=== Exercise requirements ===
Tally up the lines below that include the word "React". Answer with the number alone.

— START OF Source material —

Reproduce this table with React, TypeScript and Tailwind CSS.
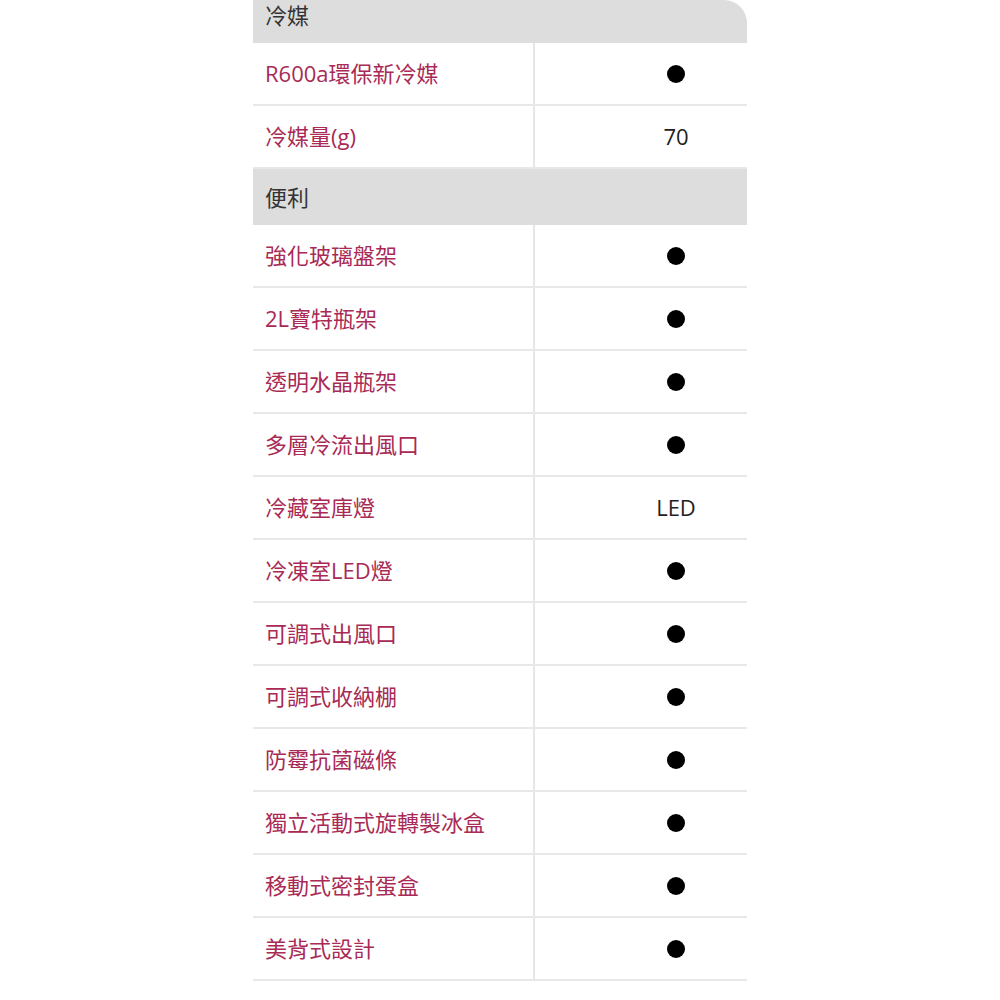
import React from 'react'

type Row = { label: string; value: string }

const font = { fontFamily: '"Open Sans", "Noto Sans CJK TC", sans-serif' }

const refrigerant: Row[] = [
  { label: 'R600a環保新冷媒', value: '●' },
  { label: '冷媒量(g)', value: '70' },
]

const convenience: Row[] = [
  { label: '強化玻璃盤架', value: '●' },
  { label: '2L寶特瓶架', value: '●' },
  { label: '透明水晶瓶架', value: '●' },
  { label: '多層冷流出風口', value: '●' },
  { label: '冷藏室庫燈', value: 'LED' },
  { label: '冷凍室LED燈', value: '●' },
  { label: '可調式出風口', value: '●' },
  { label: '可調式收納棚', value: '●' },
  { label: '防霉抗菌磁條', value: '●' },
  { label: '獨立活動式旋轉製冰盒', value: '●' },
  { label: '移動式密封蛋盒', value: '●' },
  { label: '美背式設計', value: '●' },
]

function SpecRow({ row }: { row: Row }) {
  return (
    <div className="flex h-[63px] border-b-2 border-[#e8e8e8]">
      <div className="w-[282px] flex items-center pl-3 border-r-2 border-[#e6e6e6] text-[22px] text-[#a82a55]">
        {row.label}
      </div>
      <div className="flex-1 flex items-center justify-center pl-[70px] text-[22px] text-[#222]">
        {row.value === '●' ? (
          <div className="w-[18px] h-[18px] rounded-full bg-black" />
        ) : (
          row.value
        )}
      </div>
    </div>
  )
}

export default function App() {
  return (
    <div className="w-full bg-white min-h-[1000px]" style={font}>
      <div className="w-[494px] mx-auto">
        <div className="h-[43px] pb-[12px] flex items-center pl-3 bg-[#dddddd] rounded-tr-[23px] text-[22px] text-[#333]">
          冷媒
        </div>
        {refrigerant.map(r => <SpecRow key={r.label} row={r} />)}
        <div className="h-[56px] flex items-center pl-3 bg-[#dddddd] text-[22px] text-[#333]">
          便利
        </div>
        {convenience.map(r => <SpecRow key={r.label} row={r} />)}
      </div>
    </div>
  )
}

— END OF Source material —

=== Answer to this problem ===
2